Le Maroc est secoué depuis un temps par des troubles au Rif dont la gravité ne doit pas être sous-estimée pour la France et l’Europe. Ils pourraient n’être que la répétition d’une nouvelle guerre du Rif mettant en péril les intérêts stratégiques de la rive nord d’une Méditerranée guère plus mer commune, mais zone de périls*.

 

  

Avec la grève du samedi 22 juillet faisant suite à nombre d’autres, parties de la ville côtière d’Al Hoceima et allant crescendo, le Rif marocain connaît un regain d’effervescence du fait surtout de l’absence de réponse adéquate du pouvoir aux revendications populaires.

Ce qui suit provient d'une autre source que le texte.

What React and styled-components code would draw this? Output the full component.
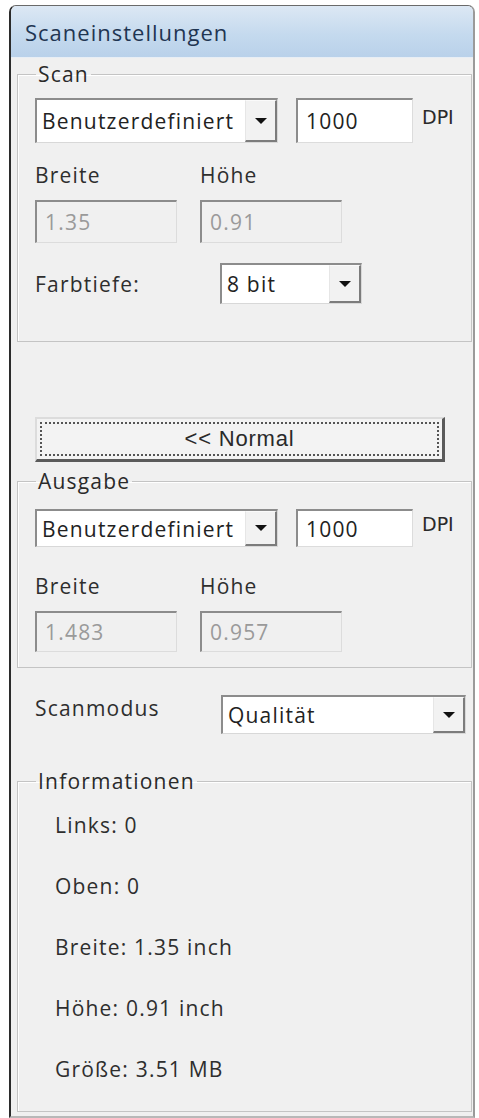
import React from "react";
import styled, { createGlobalStyle } from "styled-components";

const GlobalStyle = createGlobalStyle`
  html, body {
    margin: 0;
    padding: 0;
    background: #ffffff;
  }
  body {
    font-family: "Open Sans", "Noto Sans", sans-serif;
  }
`;

const Window = styled.div`
  margin: 5px 4px 0 9px;
  height: 1113px;
  box-sizing: border-box;
  border-left: 2px solid #2b2b2b;
  border-top: 1px solid #6a6a6a;
  border-right: 2px solid #9a9a9a;
  border-bottom: 2px solid #b8b8b8;
  border-radius: 7px 7px 0 0;
  background: #f0f0f0;
  display: flex;
  flex-direction: column;
  overflow: hidden;
`;

const TitleBar = styled.div`
  height: 51px;
  flex: none;
  display: flex;
  align-items: center;
  padding-left: 14px;
  background: linear-gradient(180deg, #dce8f4 0%, #c5daee 55%, #b9d1ea 100%);
  border-bottom: 1px solid #e8eef5;
  color: #1f3552;
  font-size: 22px;
  letter-spacing: 1px;
`;

const Content = styled.div`
  padding: 0 1px 0 6px;
  color: #2a2a2a;
  font-size: 21px;
  letter-spacing: 1.2px;
`;

const Group = styled.fieldset`
  margin: ${(p) => p.$top || 0}px 0 0 0;
  padding: 0 16px ${(p) => p.$bottom || 0}px 17px;
  border: 1px solid #c4c4c4;
  box-shadow: inset 1px 1px 0 #ffffff;
  min-width: 0;
`;

const Legend = styled.legend`
  padding: 0 2px;
  margin-left: 1px;
  line-height: 26px;
  color: #2a2a2a;
`;

const Row = styled.div`
  display: flex;
  align-items: ${(p) => p.$align || "center"};
  margin-top: ${(p) => p.$top || 0}px;
  padding-left: ${(p) => p.$indent || 0}px;
`;

const Select = styled.div`
  display: flex;
  align-items: stretch;
  width: ${(p) => p.$w}px;
  height: ${(p) => p.$h}px;
  flex: none;
  box-sizing: border-box;
  border-style: solid;
  border-width: 2px 1px 1px 2px;
  border-color: #8c8c8c #d8d8d8 #d8d8d8 #8c8c8c;
  background: #ffffff;
`;

const SelectText = styled.div`
  flex: 1;
  display: flex;
  align-items: center;
  padding-left: 5px;
  white-space: nowrap;
  overflow: hidden;
  color: #222;
`;

const ArrowBox = styled.div`
  width: 32px;
  flex: none;
  display: flex;
  align-items: center;
  justify-content: center;
  box-sizing: border-box;
  background: #f2f2f2;
  border-style: solid;
  border-width: 1px 2px 2px 1px;
  border-color: #fafafa #7c7c7c #7c7c7c #e6e6e6;
`;

const Arrow = styled.span`
  width: 0;
  height: 0;
  border-left: 6px solid transparent;
  border-right: 6px solid transparent;
  border-top: 6px solid #111;
`;

const Field = styled.div`
  width: ${(p) => p.$w}px;
  height: ${(p) => p.$h}px;
  margin-left: ${(p) => p.$left || 0}px;
  flex: none;
  box-sizing: border-box;
  display: flex;
  align-items: center;
  padding-left: 8px;
  border-style: solid;
  border-width: 2px 1px 1px 2px;
  border-color: #8c8c8c #dcdcdc #dcdcdc #8c8c8c;
  background: ${(p) => (p.$disabled ? "#f0f0f0" : "#ffffff")};
  color: ${(p) => (p.$disabled ? "#9a9a9a" : "#222")};
`;

const Unit = styled.span`
  margin-left: 9px;
  margin-top: -8px;
  font-family: "DejaVu Sans", sans-serif;
  font-size: 19px;
  letter-spacing: 0;
  color: #2a2a2a;
`;

const Label = styled.span`
  line-height: 26px;
  color: #2e2e2e;
  width: ${(p) => (p.$w ? `${p.$w}px` : "auto")};
  flex: none;
`;

const NormalButton = styled.button`
  display: block;
  margin: 75px 0 0 18px;
  width: 410px;
  height: 45px;
  padding: 3px;
  box-sizing: border-box;
  background: #f3f3f3;
  border-style: solid;
  border-width: 2px 3px 3px 2px;
  border-color: #dcdcdc #5a5a5a #5a5a5a #dcdcdc;
  font-family: "Liberation Sans", Arial, sans-serif;
  font-size: 22px;
  letter-spacing: 0.8px;
  color: #2a2a2a;
`;

const FocusRing = styled.span`
  display: flex;
  align-items: center;
  justify-content: center;
  height: 100%;
  box-sizing: border-box;
  border: 2px dotted #555;
`;

const InfoLine = styled.div`
  height: 61px;
  display: flex;
  align-items: center;
  padding-left: 20px;
  color: #2e2e2e;
`;

const Dropdown = ({ value, w, h }) => (
  <Select $w={w} $h={h}>
    <SelectText>{value}</SelectText>
    <ArrowBox>
      <Arrow />
    </ArrowBox>
  </Select>
);

const info = [
  "Links: 0",
  "Oben: 0",
  "Breite: 1.35 inch",
  "Höhe: 0.91 inch",
  "Größe: 3.51 MB",
];

export default function App() {
  return (
    <>
      <GlobalStyle />
      <Window>
        <TitleBar>Scaneinstellungen</TitleBar>
        <Content>
          <Group $top={3} $bottom={37}>
            <Legend>Scan</Legend>
            <Row $top={11}>
              <Dropdown value="Benutzerdefiniert" w={243} h={45} />
              <Field $w={117} $h={45} $left={18}>1000</Field>
              <Unit>DPI</Unit>
            </Row>
            <Row $top={19}>
              <Label $w={165}>Breite</Label>
              <Label>Höhe</Label>
            </Row>
            <Row $top={12}>
              <Field $w={142} $h={43} $disabled>1.35</Field>
              <Field $w={142} $h={43} $left={23} $disabled>0.91</Field>
            </Row>
            <Row $top={20}>
              <Label $w={185}>Farbtiefe:</Label>
              <Dropdown value="8 bit" w={142} h={41} />
            </Row>
          </Group>

          <NormalButton>
            <FocusRing>&lt;&lt; Normal</FocusRing>
          </NormalButton>

          <Group $top={6} $bottom={15}>
            <Legend>Ausgabe</Legend>
            <Row $top={15}>
              <Dropdown value="Benutzerdefiniert" w={243} h={38} />
              <Field $w={117} $h={38} $left={18}>1000</Field>
              <Unit>DPI</Unit>
            </Row>
            <Row $top={26}>
              <Label $w={165}>Breite</Label>
              <Label>Höhe</Label>
            </Row>
            <Row $top={12}>
              <Field $w={142} $h={41} $disabled>1.483</Field>
              <Field $w={142} $h={41} $left={23} $disabled>0.957</Field>
            </Row>
          </Group>

          <Row $top={27} $align="flex-start" $indent={18}>
            <Label $w={186}>Scanmodus</Label>
            <Dropdown value="Qualität" w={245} h={39} />
          </Row>

          <Group $top={34} $bottom={12}>
            <Legend>Informationen</Legend>
            {info.map((line) => (
              <InfoLine key={line}>{line}</InfoLine>
            ))}
          </Group>
        </Content>
      </Window>
    </>
  );
}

Le pouvoir marocain ne pouvait pourtant continuer à jouer le pourrissement de la situation ou à espérer renverser la donne ainsi qu’il l’a fait au lendemain des événements de Tunisie en 2010-2011, déclencheurs de ce qu’on a appelé Printemps arabe.

C’est d’ailleurs de ce qui se passe toujours en Tunisie, comme le récent sit-in d’Al-Kamour, aux confins de Tataouine,* que s’inspirent pour une bonne part les manifestants marocains. Ce qu’ils réclament est bien légitime, relevant de la justification même de l’existence de l’État national, ne pouvant ni ne devant se réduire au maintien de l’ordre, notamment s’il est au service exclusif d’une minorité qui en profite pour sauvegarder ses privilèges acquis.

Plus que jamais, les masses populaires rappellent à l’État ce qu’il omet sciemment de faire en un Sud déshérité où ses élites favorisées ne peuvent user, comme au Nord, du paravent de la prospérité économique pour se soustraire à leurs devoirs de développement économique et humain, et qui sont la base même de sa légitimité.

 

Renouvellement nécessaire du contrat social     

 

Rappelons que le Rif, la région montagneuse du nord du royaume s’étendant de Tanger à la frontière algérienne, est une zone connue pour avoir été toujours un véritable trublion, aussi bien avant que pendant le protectorat et après l’indépendance. Aujourd’hui, la région suscite toujours une animosité à peine cachée dans les cercles du pouvoir gravitant autour du Palais (le fameux Makhzen, qu’on peut traduite par l’arsenal).    

Or, les manifestations ne s’y arrêtent pas depuis le drame du jeune marchand de poisson broyé dans une benne à ordures, symbolisant, comme pour la Tunisie, la coupure totale entre le peuple et ses élites gouvernantes.

Malgré leur caractère généralement pacifique, elles se sont heurtées à une répression féroce des autorités. Or, si les relents d’un passé traumatique n’ont certainement pas manqué dans les événements actuels dont la manifestation du 22 courant est le point d’orgue, leurs causes immédiates demeurent la résilience de l’autisme caractérisant les rapports de l’État avec la société.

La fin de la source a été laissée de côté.